___ Supplied data ___
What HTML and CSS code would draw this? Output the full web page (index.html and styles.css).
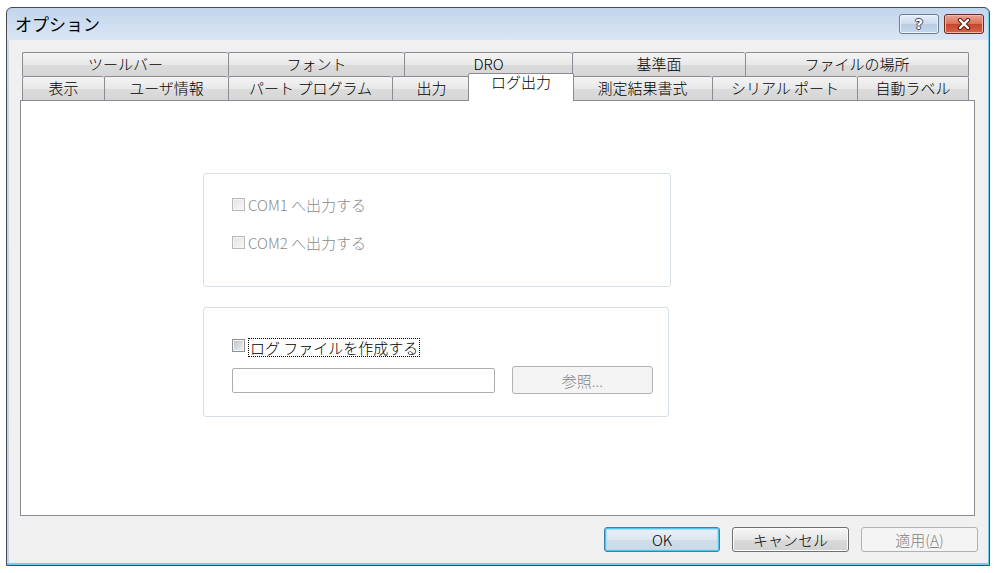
___
___ Supplied data ___
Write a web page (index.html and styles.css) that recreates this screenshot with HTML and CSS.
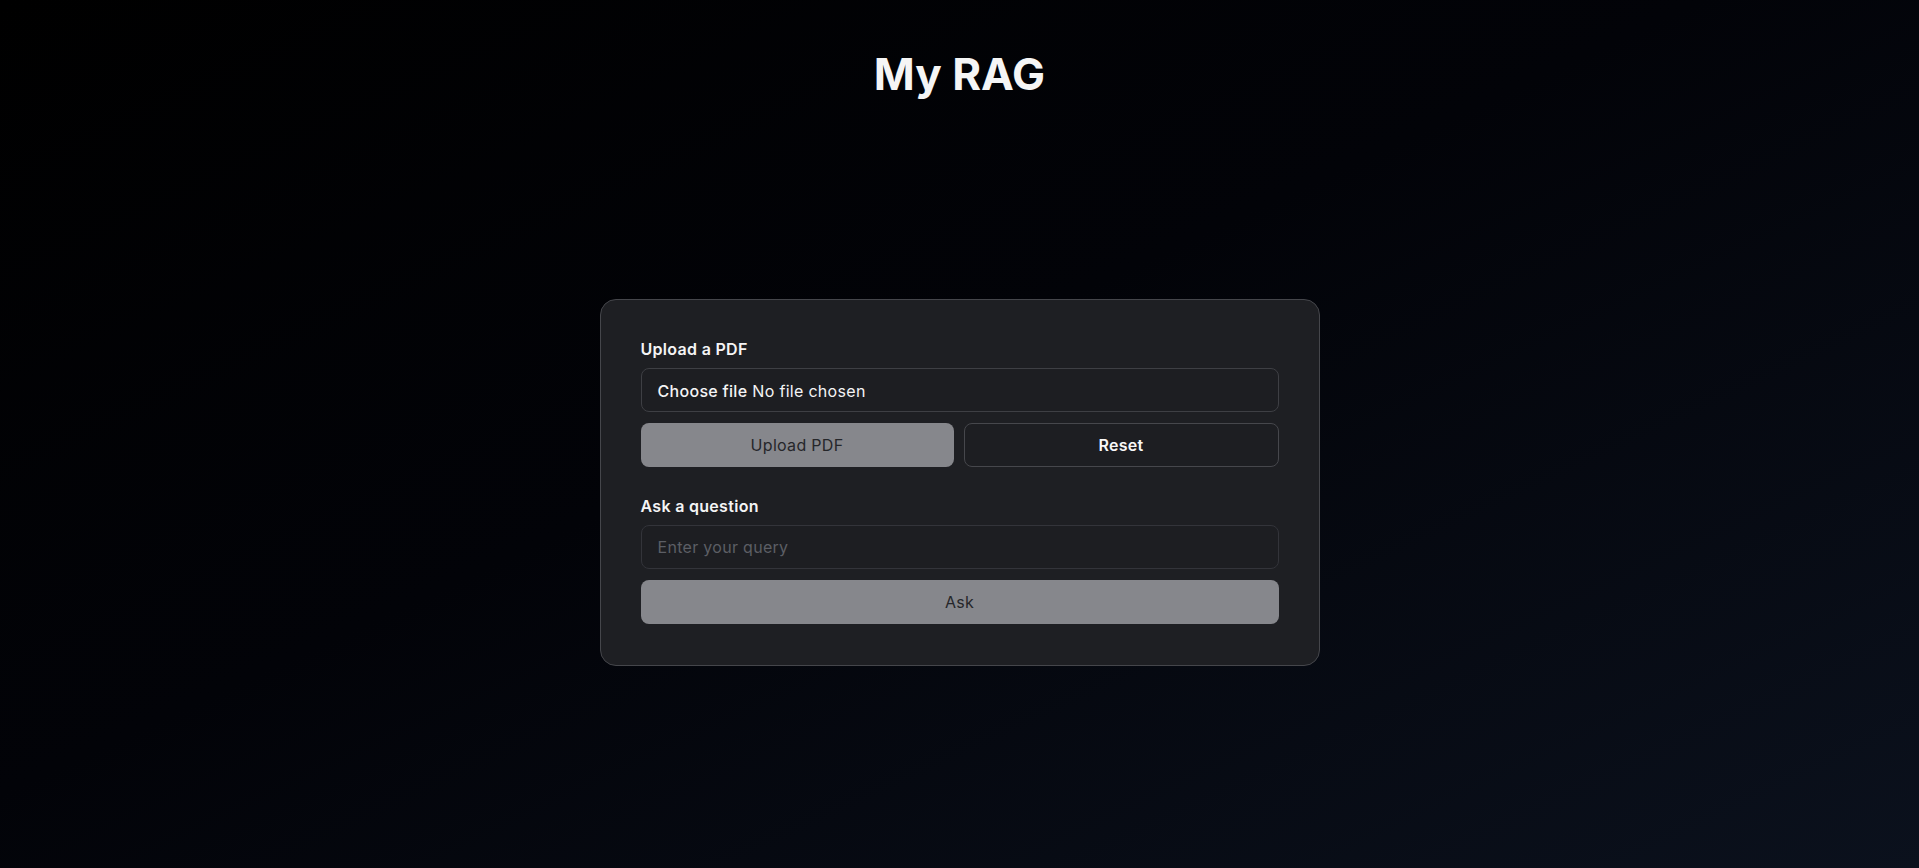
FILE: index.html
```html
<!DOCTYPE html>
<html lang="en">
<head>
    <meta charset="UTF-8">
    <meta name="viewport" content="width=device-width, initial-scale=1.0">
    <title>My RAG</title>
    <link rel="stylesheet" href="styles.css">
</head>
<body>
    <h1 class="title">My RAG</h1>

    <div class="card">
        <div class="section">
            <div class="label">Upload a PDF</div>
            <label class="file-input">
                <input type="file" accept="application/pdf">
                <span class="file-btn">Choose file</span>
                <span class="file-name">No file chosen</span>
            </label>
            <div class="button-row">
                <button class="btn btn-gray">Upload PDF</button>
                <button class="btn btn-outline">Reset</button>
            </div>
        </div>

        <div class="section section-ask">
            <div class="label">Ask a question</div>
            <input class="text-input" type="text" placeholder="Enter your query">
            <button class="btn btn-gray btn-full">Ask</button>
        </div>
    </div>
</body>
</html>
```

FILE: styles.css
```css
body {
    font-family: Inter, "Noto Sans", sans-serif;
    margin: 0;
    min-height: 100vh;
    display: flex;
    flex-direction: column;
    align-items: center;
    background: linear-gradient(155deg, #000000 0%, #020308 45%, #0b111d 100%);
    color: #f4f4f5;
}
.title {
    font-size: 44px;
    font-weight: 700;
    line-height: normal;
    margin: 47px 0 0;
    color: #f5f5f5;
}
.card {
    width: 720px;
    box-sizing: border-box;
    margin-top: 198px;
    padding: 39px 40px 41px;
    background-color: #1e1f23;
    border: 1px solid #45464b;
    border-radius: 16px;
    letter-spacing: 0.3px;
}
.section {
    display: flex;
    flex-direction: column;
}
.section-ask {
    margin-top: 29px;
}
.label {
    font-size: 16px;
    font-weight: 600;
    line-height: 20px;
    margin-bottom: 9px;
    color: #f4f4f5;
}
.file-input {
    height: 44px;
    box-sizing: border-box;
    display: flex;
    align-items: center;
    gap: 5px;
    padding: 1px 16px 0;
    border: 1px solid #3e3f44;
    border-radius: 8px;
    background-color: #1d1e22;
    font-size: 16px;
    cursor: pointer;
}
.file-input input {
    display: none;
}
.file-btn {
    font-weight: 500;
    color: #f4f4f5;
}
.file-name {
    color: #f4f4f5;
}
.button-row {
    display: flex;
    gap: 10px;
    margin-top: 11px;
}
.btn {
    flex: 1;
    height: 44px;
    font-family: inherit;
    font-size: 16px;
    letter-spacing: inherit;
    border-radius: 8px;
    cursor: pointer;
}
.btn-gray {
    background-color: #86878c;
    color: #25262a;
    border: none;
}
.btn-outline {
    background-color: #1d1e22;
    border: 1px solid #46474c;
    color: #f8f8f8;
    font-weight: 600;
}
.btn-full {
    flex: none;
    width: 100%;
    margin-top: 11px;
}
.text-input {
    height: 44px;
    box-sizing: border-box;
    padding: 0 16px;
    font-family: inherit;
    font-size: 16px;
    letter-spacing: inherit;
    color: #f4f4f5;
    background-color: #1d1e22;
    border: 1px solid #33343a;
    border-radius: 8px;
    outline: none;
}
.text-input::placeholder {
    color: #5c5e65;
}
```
___
Given exercise: Of the lines in the data, how many contain the word "full"? Provide the number and nothing further.

Solution to this problem: 3